Datasets information
To test our compressor we ran experiments on the following datasets. The full information of the datasets is on our publication.
| Dataset | Num. of files | size (GB) | Description | Link | |------|------|------|------|------| sor* | 4 | 124.071 | Sorghum bicolor Tx430 | https://www.nature.com/articles/s41467-018-07271-1#data-availability | bra* | 18 | 43.014 | Doubled haploid canola (Brassica napus L.) | https://www.nature.com/articles/s41598-019-45131-0#data-availability | lun | 13 | 15.239 | Human lung bacterial metagenomic | https://www.nature.com/articles/s41587-019-0156-5#data-availability | joi | 9 | 4.672 | Infected orthopaedic devices metagenomic | https://bmcgenomics.biomedcentral.com/articles/10.1186/s12864-018-5094-y | vir* | 10 | 4.375 | Direct RNA sequencing (HSV-1) | https://www.nature.com/articles/s41467-019-08734-9#data-availability | hs1 | 1 | 249.791 | Human GM12878 Utah/Ceph cell line | https://github.com/nanopore-wgs-consortium/NA12878 | hs2^ | 50 | 193.920 | Human GM12878 Utah/Ceph cell line | https://www.nature.com/articles/s41467-019-09637-5#data-availability| npd* | 336 | 113.440 | Multiple organisms | https://github.com/guidufort/DualFqz |
*Datasets that require the SRA toolkit to be downloaded.

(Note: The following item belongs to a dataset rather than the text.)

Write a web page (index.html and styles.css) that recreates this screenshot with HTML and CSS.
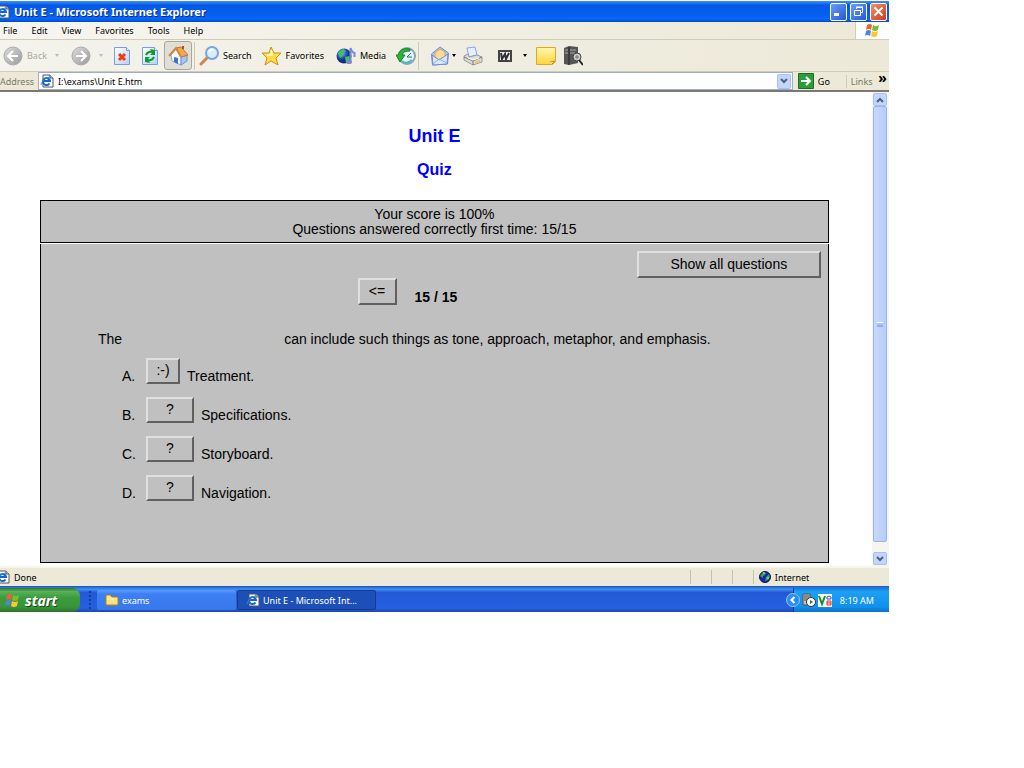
FILE: index.html
```html
<!DOCTYPE html>
<html lang="en">
<head>
    <meta charset="UTF-8">
    <meta name="viewport" content="width=device-width, initial-scale=1.0">
    <title>Unit E - Quiz</title>
    <link rel="stylesheet" href="styles.css">
</head>
<body>
    <!-- Shared icons -->
    <svg class="defs" width="0" height="0" aria-hidden="true">
        <defs>
            <linearGradient id="gray" x1="0" y1="0" x2="1" y2="1"><stop offset="0" stop-color="#ddd"/><stop offset="1" stop-color="#999"/></linearGradient>
            <linearGradient id="paper" x1="0" y1="0" x2="1" y2="1"><stop offset="0" stop-color="#fff"/><stop offset="1" stop-color="#b4d0f8"/></linearGradient>
            <linearGradient id="note" x1="0" y1="0" x2="0" y2="1"><stop offset="0" stop-color="#fff7b0"/><stop offset="1" stop-color="#ffd43c"/></linearGradient>
            <radialGradient id="ball" cx=".35" cy=".3"><stop offset="0" stop-color="#8cc8ff"/><stop offset=".6" stop-color="#1c5cc8"/><stop offset="1" stop-color="#10307c"/></radialGradient>
            <symbol id="ie" viewBox="0 0 14 14">
                <path d="M3 1h7l3 3v9H3z" fill="#fff" stroke="#555"/>
                <path d="M10 1v3h3" fill="#ddd" stroke="#555"/>
                <path d="M9.500 9.500a3.500 3.500 0 1 1 .5-2.500H4" fill="none" stroke="#1464d2" stroke-width="2"/>
                <path d="M1 11c0-3 5-8 9-8" fill="none" stroke="#2f86e8"/>
            </symbol>
            <symbol id="flag" viewBox="0 0 16 15">
                <path d="M3 2q3-2 5 0l-1 5q-2-2-5 0z" fill="#f0602c"/>
                <path d="M9 2q3 2 6 0l-1 5q-3 2-6 0z" fill="#7cba3c"/>
                <path d="M2 8q3-2 5 0l-1 5q-3-2-5 0z" fill="#4a86e0"/>
                <path d="M8 8q3 2 6 0l-1 5q-3 2-6 0z" fill="#fcc82c"/>
            </symbol>
            <symbol id="globe" viewBox="0 0 12 12">
                <circle cx="6" cy="6" r="5.500" fill="#1424b4" stroke="#101050"/>
                <path d="M1 5l3-4 3 1-1 2-2 1v2zM7 6l3-3 1 3-2 3-3 1z" fill="#34a83c"/>
                <path d="M4 2h2M8 7h2" stroke="#b8f0c0"/>
            </symbol>
        </defs>
    </svg>

    <div class="screen">
        <header class="titlebar">
            <svg class="title-icon" viewBox="4 0 10 14"><use href="#ie" width="14" height="14"/></svg>
            <span class="title-text">Unit E - Microsoft Internet Explorer</span>
            <div class="window-buttons">
                <button class="win-btn" aria-label="Minimize"><svg viewBox="0 0 15 15"><path d="M3 10.500h5" stroke="#fff" stroke-width="3"/></svg></button>
                <button class="win-btn" aria-label="Restore"><svg viewBox="0 0 15 15"><path d="M5.500 5V3.500h6v5H10M5 3h7M3.500 6.500h6v5h-6zM3 6.500h7" fill="none" stroke="#fff"/></svg></button>
                <button class="win-btn close" aria-label="Close"><svg viewBox="0 0 15 15"><path d="M3.500 3.500l8 8M11.500 3.500l-8 8" stroke="#fff" stroke-width="2"/></svg></button>
            </div>
        </header>

        <nav class="menubar">
            <ul class="menu">
                <li>File</li>
                <li>Edit</li>
                <li>View</li>
                <li>Favorites</li>
                <li>Tools</li>
                <li>Help</li>
            </ul>
            <div class="brand"><svg width="16" height="15"><use href="#flag"/></svg></div>
        </nav>

        <div class="toolbar">
            <button class="tool back" disabled>
                <svg class="icon" viewBox="0 0 20 20"><circle cx="10" cy="10" r="9" fill="url(#gray)" stroke="#aaa"/><path d="M15 10H6M10 5l-5 5 5 5" fill="none" stroke="#fff" stroke-width="2"/></svg>
                Back
            </button>
            <span class="arrow off"></span>
            <button class="tool forward" aria-label="Forward" disabled>
                <svg class="icon" viewBox="0 0 20 20"><circle cx="10" cy="10" r="9" fill="url(#gray)" stroke="#aaa"/><path d="M5 10h9M10 5l5 5-5 5" fill="none" stroke="#fff" stroke-width="2"/></svg>
            </button>
            <span class="arrow off"></span>
            <button class="tool stop" aria-label="Stop">
                <svg class="icon" viewBox="0 0 20 20"><path d="M2.500 1.500h12l3 3v14h-15z" fill="url(#paper)" stroke="#7c9cdc"/><path d="M14.500 1.500v3h3" fill="#fff" stroke="#7c9cdc"/><path d="M7 8l6 6M13 8l-6 6" stroke="#f03c14" stroke-width="3"/></svg>
            </button>
            <button class="tool refresh" aria-label="Refresh">
                <svg class="icon" viewBox="0 0 20 20"><path d="M2.500 1.500h12l3 3v14h-15z" fill="url(#paper)" stroke="#7c9cdc"/><path d="M14.500 1.500v3h3" fill="#fff" stroke="#7c9cdc"/><path d="M6 9q2-4 6-3M14 11q-2 4-6 3" fill="none" stroke="#109c28" stroke-width="2"/><path d="M10 3l5 1v5h-5l2-2zM10 17l-5-1v-5h5l-2 2z" fill="#109c28"/></svg>
            </button>
            <button class="tool home" aria-label="Home">
                <svg class="icon" viewBox="0 0 20 20"><path d="M3 9l5-6 5 8v8l-9-4z" fill="#fff" stroke="#8ca4d8"/><path d="M13 11l6-2v6l-6 4z" fill="#a8c8f4" stroke="#6c8cd0"/><path d="M8 2l5-1 7 8-7 2z" fill="#f4a84c" stroke="#c07830"/><path d="M1 10l7-8 5 9" fill="none" stroke="#d08840" stroke-width="2"/><path d="M6 11l4 1v6l-4-2z" fill="#3c74c8"/><path d="M14 0h2v3h-2z" fill="#b44c2c"/></svg>
            </button>
            <span class="divider"></span>
            <button class="tool search">
                <svg class="icon" viewBox="0 0 20 20"><path d="M2 18l7-7" stroke="#d4824c" stroke-width="3" stroke-linecap="round"/><circle cx="13" cy="7" r="6" fill="#dceefe" stroke="#7ca4dc" stroke-width="2"/><path d="M10 6q1-3 4-2" fill="none" stroke="#fff" stroke-width="2"/></svg>
                Search
            </button>
            <button class="tool favorites">
                <svg class="icon" viewBox="0 0 20 20"><path d="M9 1l3 6 7 0-5 5 2 7-7-4-6 4 2-7-5-5 7 0z" fill="#ffdc48" stroke="#c89010" stroke-linejoin="round"/><path d="M9 4l1 5-5 0" fill="none" stroke="#fff8b8" stroke-width="2"/></svg>
                Favorites
            </button>
            <button class="tool media">
                <svg class="icon" viewBox="0 0 20 20"><circle cx="8" cy="10" r="7.500" fill="url(#ball)"/><path d="M2 7l5-4 3 2-3 2-1 4-2 1zM9 11l4-1 1 3-4 4z" fill="#4cc048"/><path d="M14.500 16V2q1 4 4 5v4" fill="none" stroke="#7c88d8" stroke-width="2"/><ellipse cx="13" cy="16" rx="3" ry="2" fill="#7c88d8"/></svg>
                Media
            </button>
            <button class="tool history" aria-label="History">
                <svg class="icon" viewBox="0 0 20 20"><circle cx="11" cy="10" r="8" fill="#e8f4fc" stroke="#8ca4b8" stroke-width="2"/><path d="M14 3Q4 1 2 9H0l4 7 5-7H6q1-4 8-4z" fill="#2cb43c" stroke="#148424"/><path d="M11 11l4-4M11 11h5" fill="none" stroke="#246c7c"/><path d="M6 15q5 4 10-1" fill="none" stroke="#4cb8c0" stroke-width="2"/></svg>
            </button>
            <span class="divider"></span>
            <button class="tool mail" aria-label="Mail">
                <svg class="icon" viewBox="0 0 20 20"><path d="M1.500 8L10 1l8.500 6-1 11-15 1z" fill="#a8c8f8" stroke="#6c8cd4"/><path d="M5 7l5-4 5 3v5l-6 3-4-3z" fill="#ffdc90" stroke="#e0a848"/><path d="M2 9l7 5 9-6-1 10-14 1z" fill="#d8e8fe" stroke="#6c8cd4"/><path d="M3 18l6-5 8 4" fill="none" stroke="#8cacec"/></svg>
            </button>
            <span class="arrow"></span>
            <button class="tool print" aria-label="Print">
                <svg class="icon" viewBox="0 0 20 20"><path d="M4 2l8-1 2 8-8 2z" fill="#e4f0ff" stroke="#88a8e0"/><path d="M1 10l4-2 1 3 8-2 5 2v5l-9 3-9-5z" fill="#ddd" stroke="#999"/><path d="M1 11l9 4 9-4M10 15v4" fill="none" stroke="#777"/><path d="M5 12l5 2 6-2" stroke="#fff" fill="none"/><path d="M12 17l5-2" stroke="#e8c860" stroke-width="2"/></svg>
            </button>
            <button class="tool word" aria-label="Edit with Word">
                <svg class="icon" viewBox="0 0 20 20"><path d="M3 4h14v12H3z" fill="#444"/><path d="M5 6h10v8H5z" fill="#eee"/><path d="M6 7l1 6 3-5 1 5 3-6" fill="none" stroke="#333" stroke-width="2"/></svg>
            </button>
            <span class="arrow"></span>
            <button class="tool discuss" aria-label="Discuss">
                <svg class="icon" viewBox="0 0 20 20"><path d="M.5 1.500h19v14l-3 3H.5z" fill="url(#note)" stroke="#e0a820"/><path d="M14 16l5-1-3 3" fill="#fff0a0" stroke="#d09010"/></svg>
            </button>
            <button class="tool research" aria-label="Research">
                <svg class="icon" viewBox="0 0 20 20"><path d="M1 2l5-2 9 1v16l-9 2-5-1z" fill="#555"/><path d="M2 4h3M7 4h6M2 7h3M7 7h5" stroke="#aaa"/><path d="M6 1v18" stroke="#222"/><circle cx="14" cy="11" r="4" fill="#ccc" stroke="#444"/><path d="M16 14l4 5" stroke="#222" stroke-width="2"/><path d="M12 11h4M14 9v4" stroke="#777"/></svg>
            </button>
        </div>

        <div class="addressbar">
            <label for="address">Address</label>
            <div class="address-field">
                <svg width="14" height="14"><use href="#ie"/></svg>
                <input type="text" id="address" value="I:\exams\Unit E.htm">
                <button class="scroll-btn drop" aria-label="Show addresses"><svg viewBox="0 0 12 12"><path d="M3 4l3 3 3-3" fill="none" stroke="#4d6185" stroke-width="2"/></svg></button>
            </div>
            <button class="go"><svg viewBox="0 0 16 16"><path d="M.5.5h15v15H.5z" fill="#2c9c38" stroke="#1c6c28"/><path d="M3 8h9M8 4l4 4-4 4" fill="none" stroke="#fff" stroke-width="2"/></svg>Go</button>
            <div class="links">Links <b>»</b></div>
        </div>

        <div class="viewport">
            <main class="page">
                <h1>Unit E</h1>
                <h2>Quiz</h2>
                <div class="score">
                    Your score is 100%<br>
                    Questions answered correctly first time: 15/15
                </div>
                <div class="quiz">
                    <div class="show-all"><button class="btn">Show all questions</button></div>
                    <div class="question-nav">
                        <button class="btn">&lt;=</button>
                        <strong>15 / 15</strong>
                    </div>
                    <p class="question"><span>The</span><span class="blank"></span><span>can include such things as tone, approach, metaphor, and emphasis.</span></p>
                    <ul class="answers">
                        <li><span class="letter">A.</span><button class="btn chosen">:-)</button><span>Treatment.</span></li>
                        <li><span class="letter">B.</span><button class="btn">?</button><span>Specifications.</span></li>
                        <li><span class="letter">C.</span><button class="btn">?</button><span>Storyboard.</span></li>
                        <li><span class="letter">D.</span><button class="btn">?</button><span>Navigation.</span></li>
                    </ul>
                </div>
            </main>
            <div class="scrollbar">
                <button class="scroll-btn" aria-label="Scroll up"><svg viewBox="0 0 12 12"><path d="M3 8l3-3 3 3" fill="none" stroke="#4d6185" stroke-width="2"/></svg></button>
                <div class="thumb"><span class="grip"></span></div>
                <button class="scroll-btn" aria-label="Scroll down"><svg viewBox="0 0 12 12"><path d="M3 4l3 3 3-3" fill="none" stroke="#4d6185" stroke-width="2"/></svg></button>
            </div>
        </div>

        <div class="statusbar">
            <div class="status-text"><svg class="title-icon" viewBox="4 0 10 14"><use href="#ie" width="14" height="14"/></svg>Done</div>
            <span class="cell"></span>
            <span class="cell"></span>
            <span class="cell"></span>
            <div class="zone"><svg width="12" height="12"><use href="#globe"/></svg>Internet</div>
        </div>

        <footer class="taskbar">
            <button class="start"><svg width="16" height="15"><use href="#flag"/></svg>start</button>
            <span class="handle"></span>
            <button class="task"><svg width="14" height="14" viewBox="0 0 14 14"><path d="M1 3q0-1 1-1h3l2 2h5q1 0 1 1v6q0 1-1 1H2q-1 0-1-1z" fill="#ffe27a" stroke="#b8860c"/><path d="M2 6h10" stroke="#fff6c0"/></svg>exams</button>
            <button class="task active"><svg width="14" height="14"><use href="#ie"/></svg>Unit E - Microsoft Int...</button>
            <div class="tray">
                <button class="tray-toggle" aria-label="Show hidden icons"><svg viewBox="0 0 14 14"><circle cx="7" cy="7" r="6.500" fill="#2c8cf0" stroke="#8cc8ff"/><path d="M8.500 4L5.500 7l3 3" fill="none" stroke="#fff" stroke-width="2"/></svg></button>
                <svg width="14" height="14" viewBox="0 0 14 14"><path d="M1 1h7v11H1z" fill="#c4c0b0" stroke="#555"/><path d="M2 3h5M2 5h5M2 7h3" stroke="#555"/><circle cx="9" cy="9" r="4.500" fill="#fff" stroke="#333"/><path d="M8 7l3 2-3 2z" fill="#18801c"/></svg>
                <svg width="14" height="13" viewBox="0 0 14 13"><path d="M0 0h14v13H0z" fill="#fff"/><path d="M1 2l3 8 3-8" fill="none" stroke="#0c9420" stroke-width="2"/><path d="M9 5V3q2-2 4 0v2H9" fill="none" stroke="#2454d8"/><path d="M9 7h4v4H9zM9 9h4" fill="none" stroke="#e02828"/></svg>
                <span class="clock">8:19 AM</span>
            </div>
        </footer>
    </div>
</body>
</html>
```
FILE: styles.css
```css
:root {
    --chrome: #ece9d8;
    --line: #d0ccb8;
    --panel: #c0c0c0;
    --thumb: #c4d5fb;
    --ui: "Noto Sans", "Open Sans", sans-serif;
    --text: "Liberation Sans", Arial, sans-serif;
}

* {
    box-sizing: border-box;
}

body {
    margin: 0;
    background: #fff;
    font-family: var(--ui);
    font-size: 9px;
    color: #000;
}

button {
    font: inherit;
    color: inherit;
    padding: 0;
    border: none;
    background: none;
}

svg {
    display: block;
    flex: none;
}

.defs {
    position: absolute;
}

.screen {
    width: 86.8%;
    padding-top: 1px;
}

/* Title bar */
.titlebar {
    display: flex;
    align-items: center;
    height: 21px;
    padding-right: 2px;
    background: linear-gradient(#3c90ff, #0458e4 20%, #0560f0 70%, #0668fc 85%, #0448c8);
    color: #fff;
}

.title-icon {
    width: 10px;
    height: 14px;
}

.title-text {
    margin-left: 4px;
    font-size: 11px;
    font-weight: bold;
    text-shadow: 1px 1px #0a2a80;
}

.window-buttons {
    display: flex;
    gap: 3px;
    margin-left: auto;
}

.win-btn {
    width: 17px;
    height: 18px;
    border: 1px solid #fff;
    border-radius: 2px;
    background: linear-gradient(135deg, #6c9cf8, #2458d8);
}

.win-btn.close {
    background: linear-gradient(135deg, #f09070, #d03c14);
}

/* Menu */
.menubar {
    display: flex;
    height: 18px;
    background: linear-gradient(90deg, #f6f5f0, var(--chrome));
    border-bottom: 1px solid var(--line);
}

.menu {
    display: flex;
    align-items: center;
    gap: 14px;
    margin: 0;
    padding: 0 0 0 3px;
    list-style: none;
}

.brand {
    display: flex;
    align-items: center;
    justify-content: center;
    width: 34px;
    margin-left: auto;
    background: #fff;
    border-left: 1px solid var(--line);
}

/* Toolbar */
.toolbar {
    display: flex;
    align-items: center;
    height: 32px;
    padding-left: 3px;
    background: linear-gradient(90deg, #f4f3ec, var(--chrome));
    border-bottom: 1px solid var(--line);
}

.tool {
    display: flex;
    align-items: center;
    gap: 4px;
}

.tool:disabled {
    color: #aca899;
}

.icon {
    width: 20px;
    height: 20px;
}

.arrow {
    margin-left: 2px;
    border: 2px solid transparent;
    border-top: 3px solid #000;
    border-bottom: none;
}

.arrow.off {
    margin: 0 9px 0 8px;
    border-top-color: #bbb;
}

.arrow.off ~ .arrow.off {
    margin-right: 8px;
}

.forward {
    margin-left: 3px;
}

.stop {
    margin-left: 1px;
}

.refresh {
    margin-left: 8px;
}

.home {
    justify-content: center;
    width: 28px;
    height: 29px;
    margin-left: 4px;
    border: 1px solid #aaa79a;
    border-radius: 3px;
    background: #e0dfd6;
}

.divider {
    height: 28px;
    margin: 0 4px 0 2px;
    border-left: 1px solid #cdc9b4;
}

.favorites,
.history {
    margin-left: 10px;
}

.media,
.word {
    margin-left: 12px;
}

.mail,
.print,
.research {
    margin-left: 7px;
}

.word + .arrow {
    margin: 0 2px 0 8px;
}

.discuss {
    margin-left: 7px;
}

/* Address bar */
.addressbar {
    display: flex;
    align-items: center;
    height: 20px;
    background: var(--chrome);
    border-bottom: 2px solid #7c7870;
}

.addressbar label {
    width: 38px;
    color: #7a7768;
}

.address-field {
    display: flex;
    flex: 1;
    align-items: center;
    height: 18px;
    padding: 0 1px;
    background: #fff;
    border: 1px solid #9aafd0;
}

.address-field input {
    flex: 1;
    min-width: 0;
    padding: 0 4px;
    border: none;
    outline: none;
    font: inherit;
}

.go {
    display: flex;
    align-items: center;
    gap: 4px;
    width: 48px;
    margin-left: 5px;
}

.go svg {
    width: 16px;
    height: 16px;
}

.links {
    display: flex;
    justify-content: space-between;
    width: 43px;
    padding: 0 2px 0 4px;
    border-left: 1px solid var(--line);
    color: #7a7768;
}

.links b {
    color: #000;
    font-size: 14px;
    line-height: 6px;
}

/* Browser viewport */
.viewport {
    display: flex;
    background: #fff;
}

.page {
    flex: 1;
    padding: 34px 43px 3px 40px;
    font-family: var(--text);
    font-size: 14px;
    line-height: 15px;
}

h1,
h2 {
    margin: 0 0 14px;
    color: #0000ff;
    font-size: 18px;
    line-height: 20px;
    text-align: center;
}

h2 {
    margin-bottom: 20px;
    font-size: 16px;
}

.score {
    padding: 6px 4px 5px;
    background: var(--panel);
    border: 1px solid #000;
    text-align: center;
}

.quiz {
    min-height: 319px;
    margin-top: 1px;
    padding: 7px 7px 24px;
    background: var(--panel);
    border: 1px solid #000;
    border-top: none;
}

.btn {
    height: 26px;
    border: 2px solid;
    border-color: #e0e0e0 #606060 #606060 #e0e0e0;
    background: var(--panel);
}

.show-all {
    display: flex;
    justify-content: flex-end;
}

.show-all .btn {
    width: 184px;
    height: 27px;
}

.question-nav {
    display: flex;
    justify-content: center;
    align-items: flex-end;
    gap: 18px;
    padding-right: 54px;
}

.question-nav .btn {
    width: 39px;
    height: 27px;
}

.question {
    display: flex;
    margin: 27px 0 11px 50px;
}

.blank {
    width: 162px;
}

.answers {
    display: flex;
    flex-direction: column;
    gap: 13px;
    margin: 0;
    padding: 0 0 0 74px;
    list-style: none;
}

/* Answer text sits a little below the middle of its button */
.answers li {
    display: flex;
    align-items: flex-end;
}

.answers li > span {
    padding-left: 7px;
}

.answers .letter {
    width: 24px;
    padding-left: 0;
}

.answers .btn {
    width: 48px;
    padding-bottom: 2px;
}

.answers .chosen {
    width: 34px;
}

/* Scrollbar */
.scrollbar {
    display: flex;
    flex-direction: column;
    width: 17px;
    padding: 1px;
    background: #f6f5f2;
}

.scroll-btn {
    width: 14px;
    height: 13px;
    border: 1px solid #a8c0f0;
    border-radius: 2px;
    background: var(--thumb);
}

.scroll-btn.drop {
    height: 15px;
}

.scroll-btn svg {
    margin: 0 auto;
    width: 12px;
    height: 12px;
}

.thumb {
    display: flex;
    flex: 1;
    align-items: center;
    justify-content: center;
    width: 14px;
    margin-bottom: 10px;
    border: 1px solid #98b4ee;
    border-radius: 2px;
    background: linear-gradient(90deg, #c8d8fc, #b8ccf8);
}

.grip {
    width: 6px;
    height: 5px;
    border-top: 1px solid #fff;
    border-bottom: 2px solid #8cb0f8;
    background: #a8c4f8;
}

/* Status bar */
.statusbar {
    display: flex;
    align-items: center;
    height: 20px;
    background: var(--chrome);
    border-top: 2px solid #f6f5ee;
}

.status-text {
    display: flex;
    flex: 1;
    align-items: center;
    gap: 4px;
}

.cell,
.zone {
    width: 21px;
    height: 14px;
    border-left: 1px solid #c4c0ac;
}

.zone {
    display: flex;
    align-items: center;
    gap: 4px;
    width: 136px;
    padding-left: 5px;
}

/* Taskbar */
.taskbar {
    display: flex;
    align-items: stretch;
    height: 26px;
    background: linear-gradient(#1c50b8, #4090f4 12%, #2458d4 25%, #2460e0 85%, #1c48b0);
    color: #fff;
}

.start {
    display: flex;
    align-items: center;
    gap: 5px;
    width: 80px;
    margin-top: 2px;
    padding-left: 4px;
    border-radius: 0 8px 8px 0;
    background: linear-gradient(#2c7c2c, #58b058 15%, #3c9c3c 40%, #389438 80%, #2c742c);
    font-size: 14px;
    font-style: italic;
    font-weight: bold;
    text-shadow: 1px 1px #1c4c1c;
}

.handle {
    margin: 5px 6px 3px 9px;
    border-left: 2px dotted #143c9c;
}

.task {
    display: flex;
    align-items: center;
    gap: 3px;
    width: 139px;
    margin: 4px 1px 2px 0;
    padding-left: 8px;
    border-radius: 2px;
    background: linear-gradient(#5c9cff, #3c80f4 20%, #3878ec);
}

.task.active {
    background: #1c50b8;
    border: 1px solid #143c90;
}

.tray {
    display: flex;
    align-items: center;
    gap: 2px;
    width: 96px;
    margin: 2px 0 0 auto;
    background: linear-gradient(#1478d8, #1ca0f4 15%, #1090ec 80%, #0c70c8);
    border-left: 1px solid #0c3c94;
}

.tray-toggle {
    width: 14px;
    height: 14px;
    margin-left: -8px;
}

.clock {
    margin-left: 6px;
}
```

^We only used the first 50 files of the dataset.
Downloading the datasets
To download a dataset you have to run the download_script.sh of the specific dataset. For example, to download sor run:
cd EnanoFASTQ
dataset/sor/download_script.sh
The scripts use the command wget to perform the download. To install wget on macOS run:
brew install wget
To install wget on Ubuntu or CentOS run:
sudo apt-get install wget
Some datasets require the SRA toolkit (2.9.6-1 release) to be downloaded. To install the SRA toolkit you can follow the instructions here https://ncbi.github.io/sra-tools/install_config.html, and place the toolkit's root-folder under the EnanoFASTQ directory, or you can run one of the scripts we provide. There is a different script for each OS, so you have to choose the one corresponding to your OS. For example, to install the SRA toolkit on macOS you can run:
cd EnanoFASTQ
./install_SRA_mac.sh
Examples
If installed using conda, use the command enano instead of enano/enano.
Compress using ENANO
To run the compressor with 4 threads on the example file:
cd EnanoFASTQ
enano/enano -k 8 -l 5 -t 4 example/SAMPLE.fastq example/SAMPLE.enano
Decompress using ENANO
To decompress with 8 threads the example compressed file:
cd EnanoFASTQ
enano/enano -d -t 8 example/SAMPLE.enano example/SAMPLE_dec.fastq
Check if decoding is successful
The output has to be empty.
cmp example/SAMPLE.fastq example/SAMPLE_dec.fastq
Credits
The methods used for encoding the reads names, model frequency counters, and to do the reads parsing, are the ones proposed by James Bonefield in FQZComp, with some modifications. The range coder is derived from Eugene Shelwien.